Là où chantent les écrevisses narre l'histoire de Kya, une toute jeune fille abandonnée à son père violent et alcoolique, par sa mère qui le fuit pour espérer vivre. On y découvre les élans de survie de la petite méritante qui va déployer des trésors d'ingéniosité pour survivre, se protéger des ondes malfaisantes (et on verra qu'elle va en rencontrer un certain nombre).

Si on avait à résumer en un mot Là où chantent les écrevisses, le mot solitude conviendrait assez bien. je pense même que ce roman exploite ce thème à fond et montre à quel point l'isolement social et physique que subit Kya façonne son caractère et son comportement anthropologique, son rapport aux autres (les autres au sens large : les animaux, la faune et la flore des marais, les humains). 

Sans rien dévoiler du livre exceptionnel qui doit garder tout son mystère à tout lecteur tenté, Là où chantent les écrevisses est un roman complet : on passe du romanesque, à la poésie, au polar ; on voyage et on apprend la contemplation du silence ; on s'émeut de la rencontre de toutes les solitudes des incompris ou ostracisés (Kya, Tate, Jumping). Dans ce roman, il y a des images fantastiques : les premières approches par des plumes, les premiers mots lus, les remplissages de bidons d'essence pour bateau sources d'émancipation retrouvée, le mariage vu par les oies sauvages... Et puis, il y a Kya une héroïne globale, mouvante et émouvante, ambiguë, géniale.  

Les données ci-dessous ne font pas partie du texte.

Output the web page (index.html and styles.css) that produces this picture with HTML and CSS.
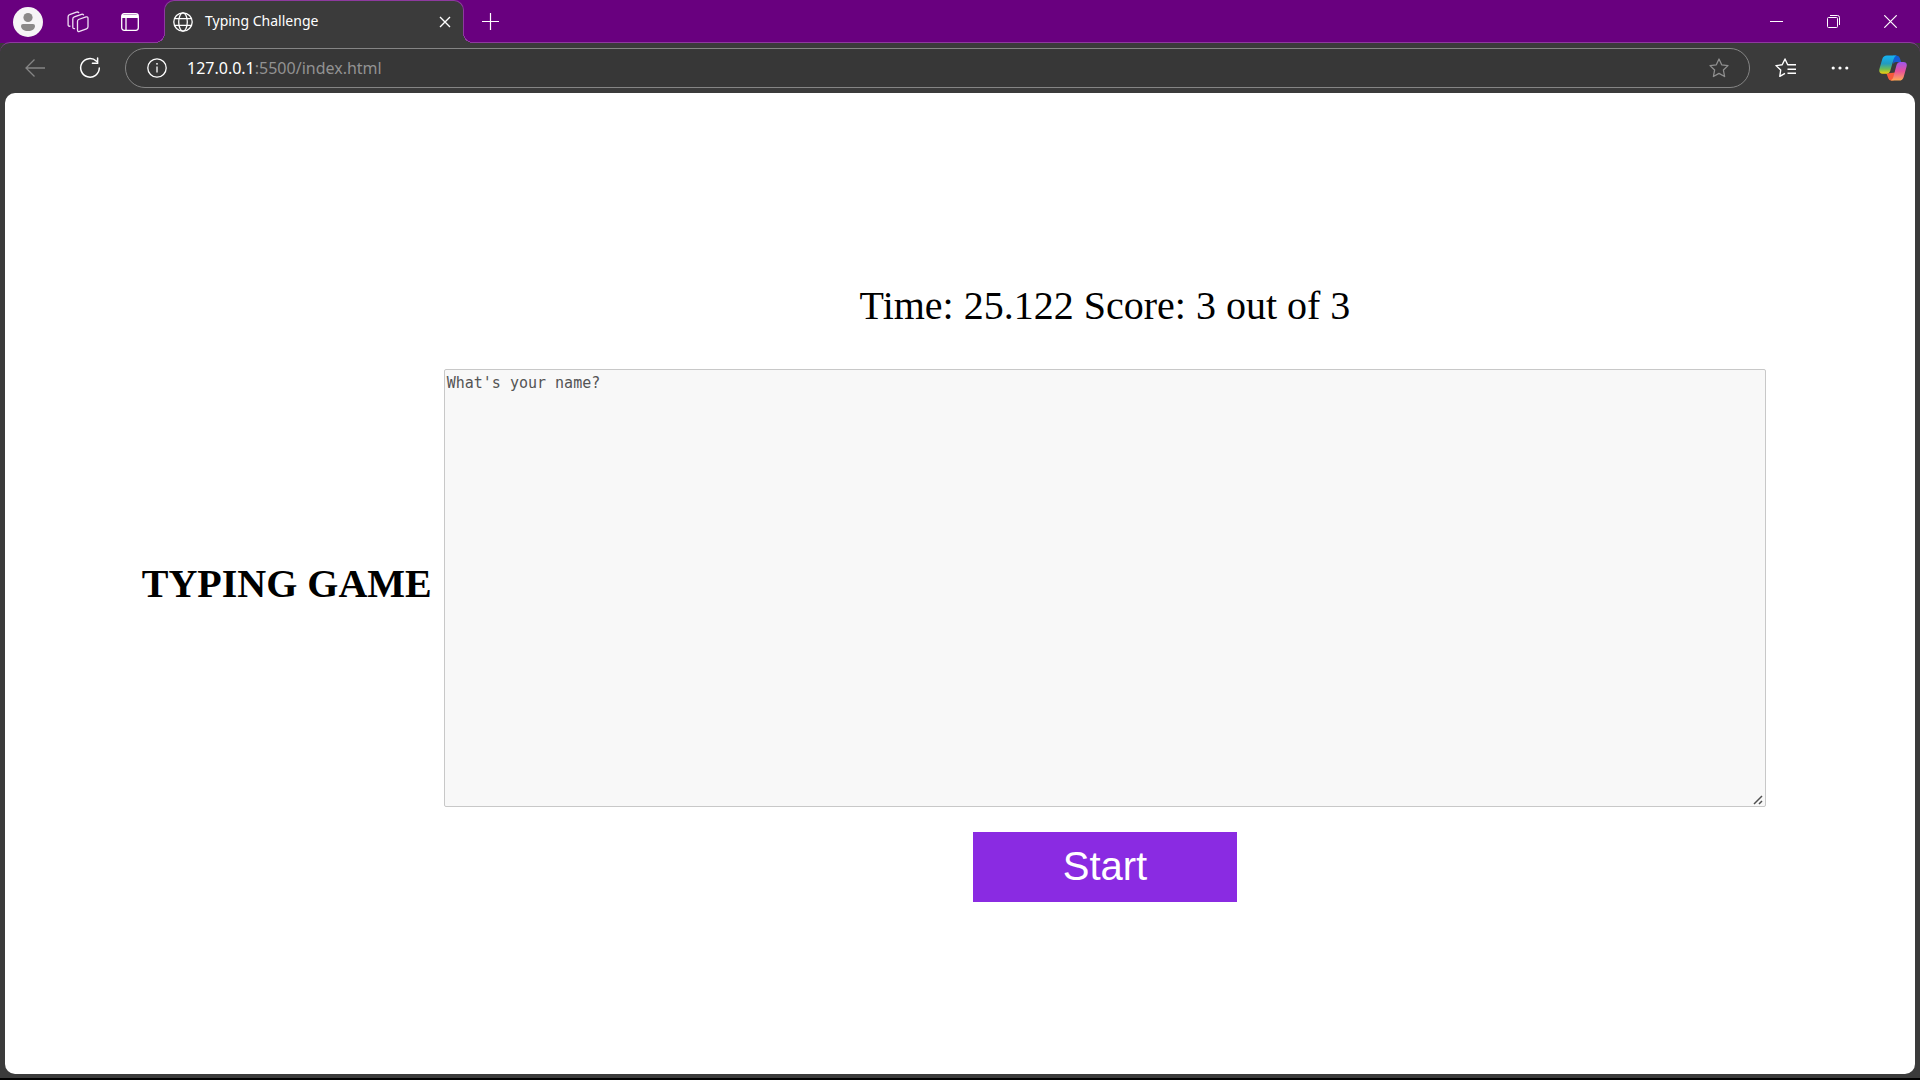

J'ai tout absolument tout aimé dans ce roman naturaliste. Delia Owens, dont Là où chantent les écrevisses est le premier roman (et quel roman !), a un vrai don pour rendre son histoire plausible et cohérente, l'enrichit d'informations scientifiques sans paraître pompeuse. Chaque élément contribue à ancrer l'histoire dans le réel. Il y a  un travail bibliographique et scénaristique monstrueux : le récit ne manque pas de souffle et se visualise parfaitement. Il y a un travail remarquable aussi sur les thèmes : mine de rien, Delia Owens parle de la séparation physique entre les hommes et les femmes dans les bars, l'absence de fréquentation entre les Noirs et les Blancs dans les années 1950 aux États-Unis, de la violence scolaire et des codes sociaux, du déclassement social avec un mariage malheureux, de la nature fragile et pure, encore et toujours. Avec Kya, on navigue dans le marais, on l'explore : les oiseaux deviennent ses amis, et les nôtres par la même occasion. On peut reprocher l'angélisme de Delia Owens, l'extraordinaire capacité de Kya à dépasser tout, à survivre à tout si petite si frêle. On peut lui reprocher mais je ne le ferai pas parce que Delia Owens m'a complètement embarquée avec elle dans son monde, dans celui de Kya, elle m'a offert des moments rares de lecture que je voudrais vivre souvent, elle m'a surprise, elle m'a scotchée : j'adore sa façon de glisser un indice et puis de le noyer (bravo d'ailleurs au traducteur Marc Amfreville), j'adore sa façon de rythmer l'intrigue en mettant deux histoires parallèles (l'évolution de Kya, l'enquête sur le décès d'un homme), j'adore surtout sa façon de raconter.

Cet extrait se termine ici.